Recent numbers published by a developer selling on the BlackBerry App Store show a straight line, month on month increase in the percentage of revenue contributed from carrier-billed payments.
It’s clear that when available, customers like to charge mobile-purchased, digital content and services, to their phone bills. As blogged recently by Bango, this is great news for carrier billing, which in recent years looked like it might be pushed into to the wilderness by iTunes, PayPal and other internet payment methods.
Yet, according to a recent report by Innovation Observatory, carriers still have to raise their game to keep up with the extraordinary pace of innovation in digital content and services. IO analysed how effectively carriers are updating the payment processing capabilities to support the range of products and services that are being delivered to mobile devices.

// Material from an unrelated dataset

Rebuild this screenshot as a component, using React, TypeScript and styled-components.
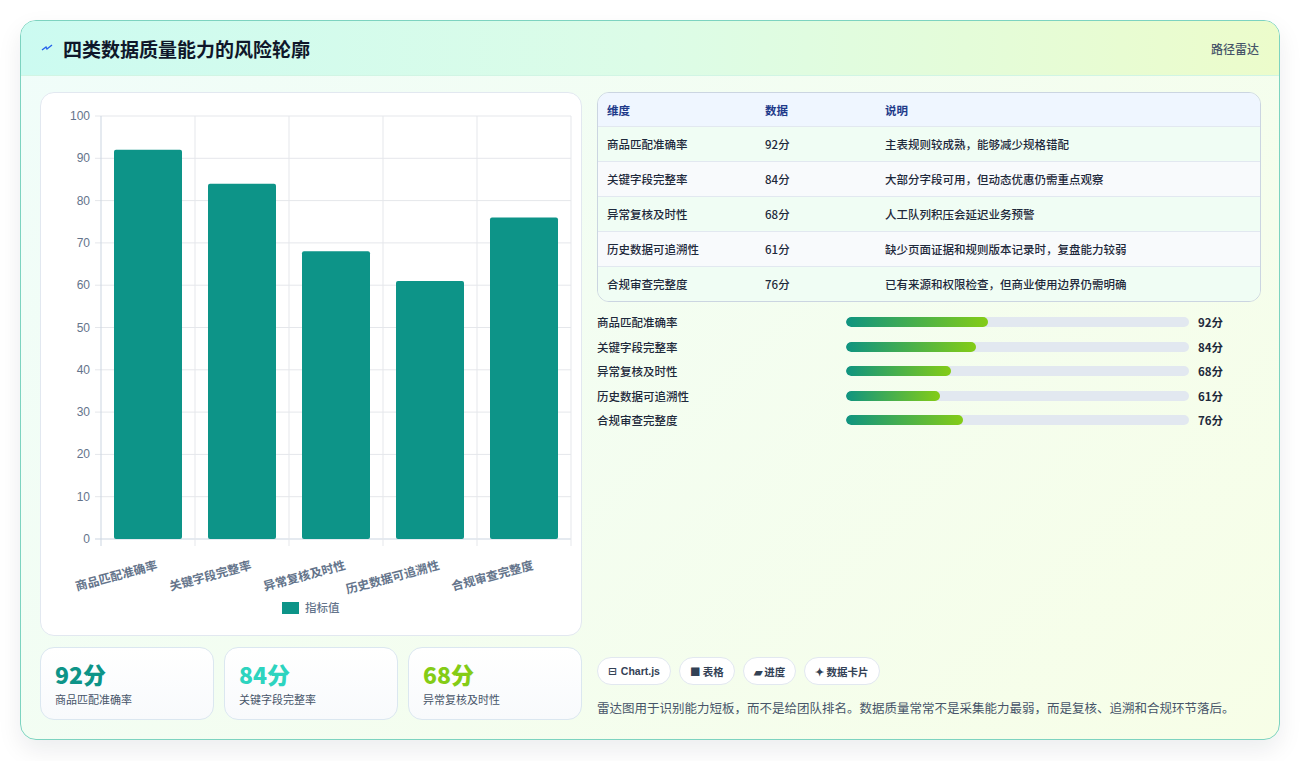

The report finds that in general carrier billing platforms are in need of upgrades in several notable areas:
- Support for variable pricing – Any price point between the minimum and maximum permitted amounts should be available, otherwise developers cannot easily sell into multiple markets
- Tax handling – Allow third parties to assume contractual responsibility for sales taxes
- Enhanced reporting – In the worst cases, including one North American tier 1 operator, refunds are deducted with no description of which product, or even developer, the refund is issued against
- Automatic identification of subscribers through all data gateways
- Speedier and more informative settlement processes
Download the report here.
The report also encourages operators to focus on the ecosystem rather than ‘merchant acquisition’ as the go to market strategy for payment services. Operators that have multi-market presence can bring efficiencies to bear by providing a single point of technical integration for ecosystem players.
It’s clear that billing and payment are hard to do well. These essential services oil the machinery of mobile commerce and determine how successfully the commerce opportunity can grow. Bango has said this before – carriers continue to have a key role to play, but need to think strategically, not just operationally, about the opportunity.